The mere fact that an object has civilian uses does not necessarily render it immune from attack. It can be targeted if it makes an “effective” contribution to the enemy’s military activities, and if its destruction, capture or neutralization offers a “definite military advantage” to the attacking side in the circumstances prevailing at the time.

However, with regard to such “dual use” objects, combatants must choose a means of attack that will avoid or minimize harm to civilians and damage to civilian objects. In particular, the attacker should take all feasible measures to cancel or suspend an attack if it becomes apparent that the expected civilian casualties would outweigh the importance of the military objective.   This principle of customary law is codified in article 57 of Protocol 1.125

The ICRC Commentary on article 57 sets out a series of factors that must be taken into account in applying the principle of proportionality to the incidental effects of an attack on civilian persons and objects:

The danger incurred by the civilian population and civilian objects depends on various factors: their location (possibly within or in the vicinity of a military objective), the terrain (landslides, floods etc.), accuracy of the weapons used (greater or lesser dispersion, depending on the trajectory, the range, the ammunition used etc.), technical skill of the combatants (random dropping of bombs when unable to hit the intended target).126

Casualties that are a consequence of accidents, as in situations in which civilians are within military installations, may be considered incidental to an attack on a military objective—so called “collateral damage”—but care must still have been shown to identify the presence of civilians and to avoid or minimize the risk to them. As expressed in the ICRC Commentary, “the golden rule to be followed” when making determinations about the proportionality of an attack is “the duty to spare civilians and civilian objects in the conduct of military operations.” Even when a target is serving a military purpose, precautions must always be taken to protect civilians. Warring parties must also take all feasible precautions to minimize harm to civilians and civilian objects and to refrain from attacks that would disproportionately harm the civilian population or fail to discriminate between combatants and civilians.

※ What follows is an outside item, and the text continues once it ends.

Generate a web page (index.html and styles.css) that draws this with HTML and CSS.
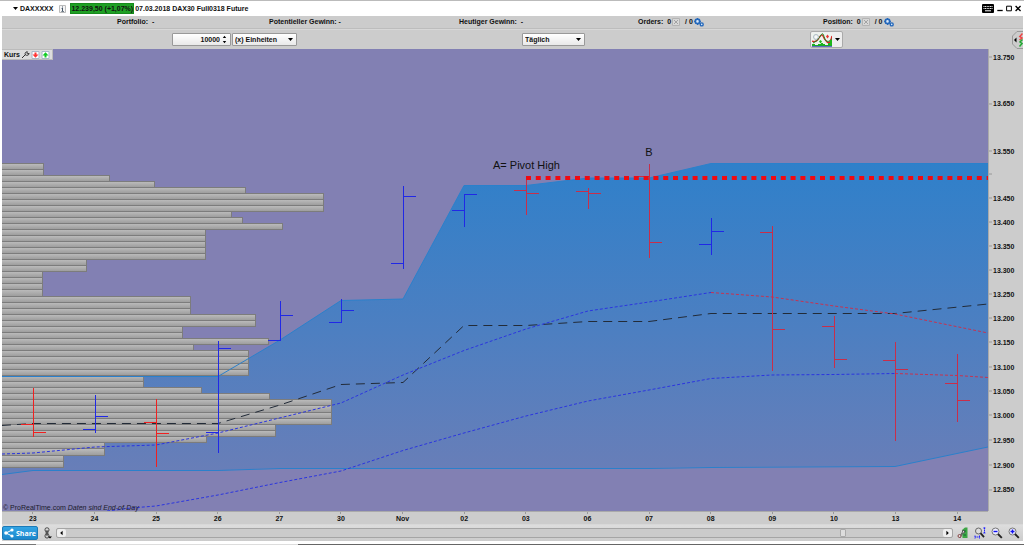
FILE: index.html
```html
<!DOCTYPE html>
<html lang="de">
<head>
<meta charset="utf-8">
<title>DAX30 Full0318 Future</title>
<link rel="stylesheet" href="styles.css">
</head>
<body>
<svg class="defs" aria-hidden="true">
  <symbol id="cancel" viewBox="0 0 9 8"><path d="M.5.5h7v7h-7z" fill="#d8d8d8" stroke="#b4b4b4"/><path d="M2 2l4 4M6 2L2 6" stroke="#a4a4a4"/></symbol>
  <symbol id="gears" viewBox="0 0 10 9"><circle cx="3.500" cy="3.400" r="2.200" fill="#d9e8f8" stroke="#2468bb" stroke-width="1.800"/><path d="M3.500 0v1M3.500 6v1M0 3.400h1M6 3.400h1M1 1l.8.8M6 1l-.8.8M1 6l.8-.8" stroke="#2468bb"/><circle cx="7.700" cy="6.400" r="1.500" fill="#d9e8f8" stroke="#2468bb" stroke-width="1.400"/></symbol>
  <symbol id="down" viewBox="0 0 5 3"><path d="M0 0h5L2.500 3z"/></symbol>
</svg>
<div class="app">
  <header class="title">
    <button class="symbol"><svg class="caret"><use href="#down"/></svg>DAXXXXX</button>
    <button class="info" aria-label="Info"><svg viewBox="0 0 7 8"><path d="M.5.5h6v7h-6z" fill="#f5f5f5" stroke="#bbb"/><path d="M3 1.500h1v1H3zM2.500 3H4v3h1v.7H2.300V6H3V3.700h-.5z" fill="#456"/></svg></button>
    <span class="quote">12.239,50 (+1,07%)</span>
    <h1 class="name">07.03.2018 DAX30 Full0318 Future</h1>
    <div class="window">
      <button aria-label="Tastatur"><svg class="keyboard" viewBox="0 0 12 9"><rect width="12" height="9" rx="1"/><path d="M1.500 2.500h9M1.500 4.500h9" stroke="#fff" stroke-dasharray="1 .6"/><path d="M3 6.800h6" stroke="#fff"/></svg></button>
      <button aria-label="Minimieren"><svg class="win" viewBox="0 0 6 7"><path d="M.3 5.500h5.400" stroke="#000" stroke-width="1.300"/></svg></button>
      <button aria-label="Maximieren"><svg class="win" viewBox="0 0 6 7"><path d="M.6 1.200h4.800v4.600H.6z" fill="none" stroke="#000"/></svg></button>
      <button aria-label="Schließen"><svg class="win" viewBox="0 0 6 7"><path d="M.6 1l5 5M5.600 1l-5 5" stroke="#000" stroke-width="1.400"/></svg></button>
    </div>
  </header>
  <div class="status">
    <span>Portfolio: &nbsp;-</span>
    <span>Potentieller Gewinn: -</span>
    <span>Heutiger Gewinn: &nbsp;-</span>
    <span class="count">Orders: &nbsp;0 <svg class="cancel"><use href="#cancel"/></svg> / 0<svg class="gears"><use href="#gears"/></svg></span>
    <span class="count">Position: &nbsp;0 <svg class="cancel"><use href="#cancel"/></svg> / 0<svg class="gears"><use href="#gears"/></svg></span>
  </div>
  <div class="toolbar">
    <div class="fields">
      <label class="field quantity"><input type="text" inputmode="numeric" value="10000" aria-label="Menge"><svg viewBox="0 0 5 9"><path d="M.8 3h3.400L2.500.8zM.8 6h3.400L2.500 8.200z"/></svg></label>
      <label class="field unit"><select aria-label="Einheit"><option>(x) Einheiten</option></select><svg class="arrow"><use href="#down"/></svg></label>
    </div>
    <div><label class="field period"><select aria-label="Zeitraum"><option>Täglich</option></select><svg class="arrow"><use href="#down"/></svg></label></div>
    <div><button class="indicator" aria-label="Indikatoren">
      <svg class="picture" viewBox="0 0 20 14"><path d="M0 0h20v14H0z" fill="#eef3ee"/><path d="M0 8Q4 10 7 5t4-2 4 6 5-6" fill="none" stroke="#d22" stroke-width="1.300"/><path d="M1 10Q5 9 8 3.500t4 0 4 5 4-3" fill="none" stroke="#282"/><path d="M0 13v-2h3v1h3v-1h3v-1h2v1h2v1h3v-2h2V7h2v6z" fill="#1bb51b"/><path d="M0 13.400h20" stroke="#2038b0" stroke-width=".8"/><path d="M4 1v6M1 4h6" stroke="#8fa0ad" stroke-width="2.600"/><path d="M4 1.500v5M1.500 4h5" stroke="#fff" stroke-width="1.500"/><path d="M15.500 1.500l1.500 2-1.500 2-1.500-2z" fill="#e33"/><path d="M8.500 7l1.500 1.500-1.500 2L7 8.500z" fill="#2b2"/></svg>
      <svg class="arrow"><use href="#down"/></svg></button></div>
    <button class="tab" aria-label="Seitenleiste"><svg viewBox="0 0 11 18"><path d="M11 .5H5L.5 5v8L5 17.500h6" fill="#ccc" stroke="#999"/><path d="M4.500 6.500v5L2 9z"/><path d="M10.500 2.500L7.800 5.500 10 7 7.500 9" fill="none" stroke="#e44" stroke-width="1.500"/><path d="M10.500 8.500L8 11l2 1.500-2.500 3" fill="none" stroke="#2a3" stroke-width="1.500"/></svg></button>
  </div>
  <main class="chart">
    <div class="plot">
      <svg class="canvas" role="img" aria-label="Kursverlauf DAX30">
        <defs>
          <linearGradient id="cloud" gradientUnits="userSpaceOnUse" x1="0" y1="163" x2="0" y2="470"><stop offset="0" stop-color="#2f80ca"/><stop offset=".55" stop-color="#4d7fc1"/><stop offset="1" stop-color="#687eb8"/></linearGradient>
          <linearGradient id="bar" x1="0" y1="0" x2="0" y2="1"><stop offset="0" stop-color="#bdbdbd"/><stop offset="1" stop-color="#9b9b9b"/></linearGradient>
        </defs>
        <svg viewBox="2 49 986 462" preserveAspectRatio="none" width="100%" height="100%">
          <path fill="url(#cloud)" d="M2 376.500H218L280 340 341 300.500 403 299 464 185.500H526L588 178H649L711 163.500H988V447L895 466.500 711 467 649 468H280L218 470.500H33L2 474.500z"/>
          <g id="volume"></g>
          <path class="band" d="M2 376.500H218L280 340 341 300.500 403 299 464 185.500H526L588 178H649L711 163.500H988"/>
          <path class="band" d="M2 474.500L33 470.500H218L280 468.500H649L711 467.500 895 466.500 988 447"/>
          <path class="middle" d="M2 425.500L33 423.500H218L280 405 341 384.500 403 382.500 464 325.500H526L588 321.500H649L711 313.500H895L988 304"/>
          <path class="average" d="M2 454L33 453 95 447 156 445 218 433 341 403 403 375 464 350.500 526 329 588 311 649 302 711 292.500"/>
          <path class="average falling" d="M711 292.500L772 297 834 306 895 314 988 333"/>
          <path class="average" d="M107 511L131 508 156 506 218 495 280 482.500 341 471 403 450.500 464 433 526 416 588 401 649 390 711 378.500 772 375 834 374.500 895 373.500"/>
          <path class="average falling" d="M895 373.500L957 375.500 988 377.500"/>
          <g id="prices"></g>
          <path class="pivot" d="M526 178H988"/>
        </svg>
        <text class="note" x="49.800%" y="26%">A= Pivot High</text>
        <text class="note mid" x="65.600%" y="23.200%">B</text>
      </svg>
      <div class="legend"><span>Kurs</span>
        <button aria-label="Einstellungen"><svg viewBox="0 0 9 8"><path d="M1 7l3.500-3.500M4.300 3.800C3.500 2 5 .5 6.500.8L5.700 2l1 1 1.400-.7C8.300 4 6 5 4.300 3.800z" fill="#eee" stroke="#333" stroke-width="1"/></svg></button>
        <button aria-label="Verkaufen"><svg viewBox="0 0 8 8"><path d="M.5.5h7v7h-7z" fill="#fff" stroke="#a9b8c8"/><path d="M3 1.500h2v2h2L4 6.800 1 3.500h2z" fill="#f33"/></svg></button>
        <button aria-label="Kaufen"><svg viewBox="0 0 8 8"><path d="M.5.5h7v7h-7z" fill="#fff" stroke="#a9b8c8"/><path d="M3 6.500h2v-2h2L4 1.200 1 4.500h2z" fill="#1c2"/></svg></button>
      </div>
      <p class="source">© ProRealTime.com <em>Daten sind End-of-Day</em></p>
    </div>
    <svg class="levels" id="levels"></svg>
    <ol class="days"><li>23</li><li>24</li><li>25</li><li>26</li><li>27</li><li>30</li><li>Nov</li><li>02</li><li>03</li><li>06</li><li>07</li><li>08</li><li>09</li><li>10</li><li>13</li><li>14</li></ol>
  </main>
  <footer class="bottom">
    <button class="share"><svg viewBox="0 0 10 10"><path d="M8 2L2 5l6 3" fill="none" stroke="#fff"/><g fill="#fff"><circle cx="8" cy="2" r="1.600"/><circle cx="2" cy="5" r="1.800"/><circle cx="8" cy="8" r="1.600"/></g></svg>Share</button>
    <button class="link" aria-label="Verknüpfen"><svg viewBox="0 0 9 12"><g fill="none" stroke="#444"><rect x="2" y=".8" width="4" height="4" rx="1.800"/><rect x="2" y="7" width="4" height="4" rx="1.800"/><path d="M4 3v6M2.500 5.200h3M2.500 6.800h3"/></g><path d="M5 9.500h4l-2 2z"/></svg></button>
    <div class="scroll">
      <button aria-label="Zurück"><svg viewBox="0 0 9 9"><path d="M5.800 2v5L3 4.500z"/></svg></button>
      <input type="range" min="0" max="1000" value="889" aria-label="Zeitachse">
      <button aria-label="Vor"><svg viewBox="0 0 9 9"><path d="M3.200 2v5L6 4.500z"/></svg></button>
    </div>
    <div class="tools">
      <button aria-label="Anpassen"><svg viewBox="0 0 12 12"><path d="M5 3l3-2.500h2.500V11H5.500z" fill="#3da545"/><path d="M6.500 4h2.500M6.500 8h2.500" stroke="#163"/><path d="M2 10l3-4 1-3 2 2-3 2-2 4z" fill="#ddd" stroke="#555"/><circle cx="2.500" cy="9" r="1.500" fill="#ddd" stroke="#844"/></svg></button>
      <button aria-label="Bereich"><svg viewBox="0 0 12 12"><circle cx="4.500" cy="4" r="3" fill="#ddd" stroke="#666"/><path d="M6.500 6.200l3.500 4" stroke="#222" stroke-width="1.800"/><path d="M10.500.5v6M9.300 1h2.400M9.300 6h2.400M1 10h5M1 8.500v3M5.500 8.500v3" stroke="#22f" stroke-dasharray="1.500 .5"/></svg></button>
      <button aria-label="Verkleinern"><svg viewBox="0 0 12 12"><circle cx="4.500" cy="4.500" r="3.500" fill="#eef" stroke="#777"/><path d="M2.500 4.500h4" stroke="#11e" stroke-width="1.400"/><path d="M7 7l3.800 3.800" stroke="#222" stroke-width="1.900"/></svg></button>
      <button aria-label="Vergrößern"><svg viewBox="0 0 12 12"><circle cx="4.500" cy="4.500" r="3.500" fill="#eef" stroke="#777"/><path d="M2.500 4.500h4M4.500 2.500v4" stroke="#11e" stroke-width="1.400"/><path d="M7 7l3.800 3.800" stroke="#222" stroke-width="1.900"/></svg></button>
    </div>
  </footer>
</div>
<div class="edge"></div>
<script src="chart.js"></script>
</body>
</html>
```
FILE: styles.css
```css
* { box-sizing: border-box; }
body {
  margin: 0;
  height: 100vh;
  display: flex;
  flex-direction: column;
  background: #fff;
  border-top: 1px solid #bbb;
  color: #111;
  font: bold 7px/10px "Liberation Sans", Arial, sans-serif;
}
button {
  display: flex;
  align-items: center;
  padding: 0;
  border: 0;
  background: none;
  color: inherit;
  font: inherit;
}
svg { display: block; flex: none; }
.defs { position: absolute; width: 0; height: 0; }
.app {
  flex: 1;
  min-height: 0;
  display: flex;
  flex-direction: column;
  margin: 0 1px 0 2px;
  background: #ccc;
}

.title {
  display: flex;
  align-items: center;
  height: 15px;
  padding: 0 2px 0 11px;
  background: #fff;
}
.symbol { gap: 2px; }
.caret { width: 5px; height: 3px; }
.info { margin: 0 4px 0 6px; }
.info svg { width: 7px; height: 8px; }
.quote { background: #1fa024; border: 1px solid #178a1c; line-height: 9px; }
.name { margin: 0 0 0 1px; font-size: 7px; }
.window { display: flex; align-items: center; gap: 3px; margin-left: auto; }
.keyboard { width: 12px; height: 9px; }
.win { width: 6px; height: 7px; }

.status {
  display: grid;
  grid-template-columns: 152fr 190fr 179fr 185fr 200fr;
  align-items: center;
  height: 13px;
  padding-left: 115px;
  border-bottom: 1px solid #bdbdbd;
  white-space: nowrap;
}
.count { display: flex; align-items: center; gap: 1px; }
.cancel { width: 9px; height: 8px; margin-right: 3px; }
.gears { width: 10px; height: 9px; }

.toolbar {
  display: grid;
  grid-template-columns: 350fr 288fr 202fr 11px;
  align-items: center;
  height: 20px;
  padding-left: 170px;
  border-top: 1px solid #d8d8d8;
}
.fields { display: flex; gap: 1px; }
.field {
  display: flex;
  align-items: center;
  height: 13px;
  padding-right: 3px;
  background: linear-gradient(#fff, #e9e9e9);
  border: 1px solid #999;
  border-radius: 1px;
}
.field input, .field select {
  flex: 1;
  min-width: 0;
  height: 11px;
  padding: 0 2px;
  border: 0;
  background: none;
  color: inherit;
  font: inherit;
  appearance: none;
}
.quantity { width: 59px; }
.quantity input { text-align: right; }
.quantity svg { width: 5px; height: 9px; }
.unit { width: 65px; }
.period { width: 63px; }
.arrow { width: 5px; height: 3px; }
.indicator {
  gap: 3px;
  height: 17px;
  padding: 0 2px 0 1px;
  background: #eee;
  border: 1px solid #aaa;
  border-radius: 2px;
}
.picture { width: 20px; height: 14px; }
.tab svg { width: 11px; height: 18px; }

.chart {
  flex: 1;
  min-height: 0;
  display: grid;
  grid-template: minmax(0, 1fr) 13px / minmax(0, 1fr) 35px;
}
.plot { position: relative; background: #8280b3; }
.canvas { position: absolute; width: 100%; height: 100%; }
.band { fill: none; stroke: #2b80cb; }
.middle { fill: none; stroke: #222b38; stroke-dasharray: 9 6; }
.average { fill: none; stroke: #2b35df; stroke-dasharray: 3 2; }
.falling { stroke: #c73250; }
.pivot { stroke: #f00a12; stroke-width: 4; stroke-dasharray: 5 4.8; }
.volume-bar { fill: url(#bar); stroke: #7c7c7c; }
.price { fill: none; stroke: #2028e6; }
.price.loss { stroke: #c82e4a; }
.price.bright { stroke: #f02020; }
.note { font: 11px "Liberation Sans", Arial, sans-serif; fill: #111; }
.mid { text-anchor: middle; }
.legend {
  position: absolute;
  top: 0;
  left: 0;
  display: flex;
  align-items: center;
  gap: 1px;
  height: 11px;
  padding: 0 2px;
  background: #ddd;
  border: 1px solid #bbb;
  border-left: 0;
}
.legend svg { width: 9px; height: 8px; }
.source {
  position: absolute;
  bottom: -2px;
  left: 1px;
  margin: 0;
  font-weight: normal;
  color: #1b1b2c;
}
.levels { width: 35px; height: 100%; border-left: 1px solid #aaa; font-size: 7px; fill: #111; }
.levels line { stroke: #999; }
.days {
  display: grid;
  grid-template-columns: repeat(16, 1fr);
  margin: 0;
  padding: 0;
  list-style: none;
  border-top: 1px solid #aaa;
  text-align: center;
  line-height: 14px;
}
.days li {
  background: linear-gradient(#999, #999) center top / 1px 2px no-repeat;
}

.bottom {
  display: flex;
  align-items: center;
  height: 17px;
  padding-right: 3px;
  background: linear-gradient(#ddd, #ccc);
  border-top: 1px solid #d8d8d8;
}
.share {
  gap: 2px;
  height: 14px;
  padding: 0 1px;
  background: linear-gradient(#33a4e4, #1c87cc);
  border: 1px solid #1b7ab8;
  border-radius: 2px;
  color: #fff;
  font: bold 7px "Open Sans", sans-serif;
}
.share svg { width: 10px; height: 10px; }
.link { margin: 0 4px 0 5px; }
.link svg { width: 9px; height: 12px; }
.scroll {
  flex: 1;
  display: flex;
  height: 10px;
  background: #cbcbcb;
  border: 1px solid #a5a5a5;
  border-radius: 2px;
}
.scroll button { background: #eee; border-radius: 2px; }
.scroll button svg { width: 9px; height: 8px; }
.scroll input { flex: 1; min-width: 0; height: 8px; margin: 0; appearance: none; background: none; }
.scroll input::-webkit-slider-thumb {
  appearance: none;
  width: 6px;
  height: 8px;
  background: #ddd;
  border: 1px solid #aaa;
  border-radius: 1px;
}
.tools { display: flex; gap: 5px; margin-left: 4px; }
.tools svg { width: 12px; height: 12px; }
.edge {
  height: 4px;
  border-top: 3px solid #fff;
  background: linear-gradient(90deg, #777 0 36px, #ddd 36px 298px, #666 298px);
}
```
FILE: chart.js
```js
const NS = "http://www.w3.org/2000/svg";

function add(parent, tag, attributes, text) {
  const node = document.createElementNS(NS, tag);
  for (const key in attributes) node.setAttribute(key, attributes[key]);
  if (text) node.textContent = text;
  document.getElementById(parent).append(node);
}

// Volume profile: right edge of the bars and how many share it.
const profile = [
  [43, 2], [109, 1], [154, 1], [245, 1], [323, 3], [231, 1], [242, 1], [282, 1],
  [205, 5], [86, 2], [42, 4], [190, 3], [255, 2], [182, 2], [268, 1], [193, 1],
  [248, 4], [143, 2], [201, 1], [269, 1], [331, 4], [275, 2], [206, 1], [104, 2], [63, 2]
];
const edgeAt = i => Math.round(163 + 5.98 * i + 0.002 * i * i) + 0.5;
let index = 0;
for (const [right, count] of profile) {
  for (let n = 0; n < count; n++, index++) {
    const y = edgeAt(index);
    add("volume", "rect", { class: "volume-bar", x: 0.5, y, width: right, height: edgeAt(index + 1) - y });
  }
}

// Daily prices: x, high, low, open, close, style.
const prices = [
  [33, 388, 437, 424, 432, "loss bright"], [95, 395, 433, 429, 416, ""],
  [156, 399, 467, 422, 433, "loss bright"], [218, 341, 453, 432, 348, ""],
  [280, 301, 341, 340, 315, ""], [341, 299, 323, 322, 310, ""],
  [403, 186, 269, 263, 196, ""], [464, 194, 227, 210, 194, ""],
  [526, 178, 215, 190, 193, "loss"], [588, 188, 209, 191, 193, "loss"],
  [649, 164, 258, 176, 242, "loss"], [711, 218, 255, 244, 231, ""],
  [772, 226, 371, 232, 329, "loss"], [834, 316, 368, 326, 359, "loss"],
  [895, 342, 441, 360, 369, "loss"], [957, 354, 422, 383, 400, "loss"]
];
for (const [x, high, low, open, close, style] of prices) {
  add("prices", "path", {
    class: "price " + style,
    d: `M${x + 0.5} ${high}V${low}M${x - 12} ${open + 0.5}h12M${x + 1} ${close + 0.5}h12`
  });
}

// Price scale on the right.
const levels = [
  ["13.750", 57], ["13.650", 104], ["13.550", 151], ["", 174], ["13.450", 198], ["13.400", 222],
  ["13.350", 246], ["13.300", 270], ["13.250", 294], ["13.200", 318], ["13.150", 342],
  ["13.100", 367], ["13.050", 391], ["13.000", 415], ["12.950", 440], ["12.900", 465], ["12.850", 490]
];
for (const [label, y] of levels) {
  const at = ((y - 49) / 462 * 100).toFixed(2) + "%";
  add("levels", "line", { x1: 0, x2: 3, y1: at, y2: at });
  if (label) add("levels", "text", { x: 4, y: at, dy: "0.36em" }, label);
}
```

Violations of the norms established above, when serious, constitute war crimes.    Conduct considered to be a war crime under customary law has been enshrined in the Rome Statute of the International Criminal Court.  That codification includes the so-called “grave breaches” to the Geneva Conventions and other serious violations of international humanitarian law as well as serious violations of Article 3 common to the Geneva Conventions. 

Of particular concern in the present conflict are the following acts that constitute war crimes:

  • Making the civilian population or individual civilians not taking direct part in hostilities the object of attack.

  • Making civilian objects, that is, objects that are not military objectives, the object of attack.

  • Attacking personnel or objects involved in a humanitarian assistance or peacekeeping mission.

  • Causing incidental loss of civilian life, injury to civilians or damage to civilian objects which would be clearly excessive in relation to the concrete and direct military advantage anticipated.

  • Deliberately using civilians and civilian objects to shield troops and materiel from attack.




[111] First Geneva Convention “for the Amelioration of the Condition of the Wounded and Sick in Armed Forces in the Field” ; Second Geneva Convention “for the Amelioration of the Condition of Wounded, Sick and Shipwrecked Members of Armed Forces at Sea” Third Geneva Convention “relative to the Treatment of Prisoners of War”;  Fourth Geneva Convention “relative to the Protection of Civilian Persons in Time of War.”

[112] Articles 48, 51.2 52.2 Additional Protocol 1.

[113] Article 51.2 Additional Protocol 1.

[114] Article 51.6 Additional Protocol 1.

[115] Article 51.4 Additional Protocol 1.

[116] Article 51.4.a  Additional Protocol 1.

[117] Article 51.5.a Additional Protocol 1.

[118] Rome Statute of the International Criminal Court Article 8 (2) (b) (iv) War crime of excessive incidental death, injury, or damage.

[119] Article 57 Additional  Protocol 1.

[120] ICRC, Commentary on the Additional Protocols, pp. 681-82 .

[121] Article 52 Additional Protocol 1.

[122] Ibid.

[123] Article 57.2 Additonal Protocol 1.

[124] Article 57.3 Additional Protocol 1.

[125]  Article 57.2.b (“Precautions in attack”)  Additional Protocol 1.

[126] ICRC, Commentary on the Additional Protocols, p. 684.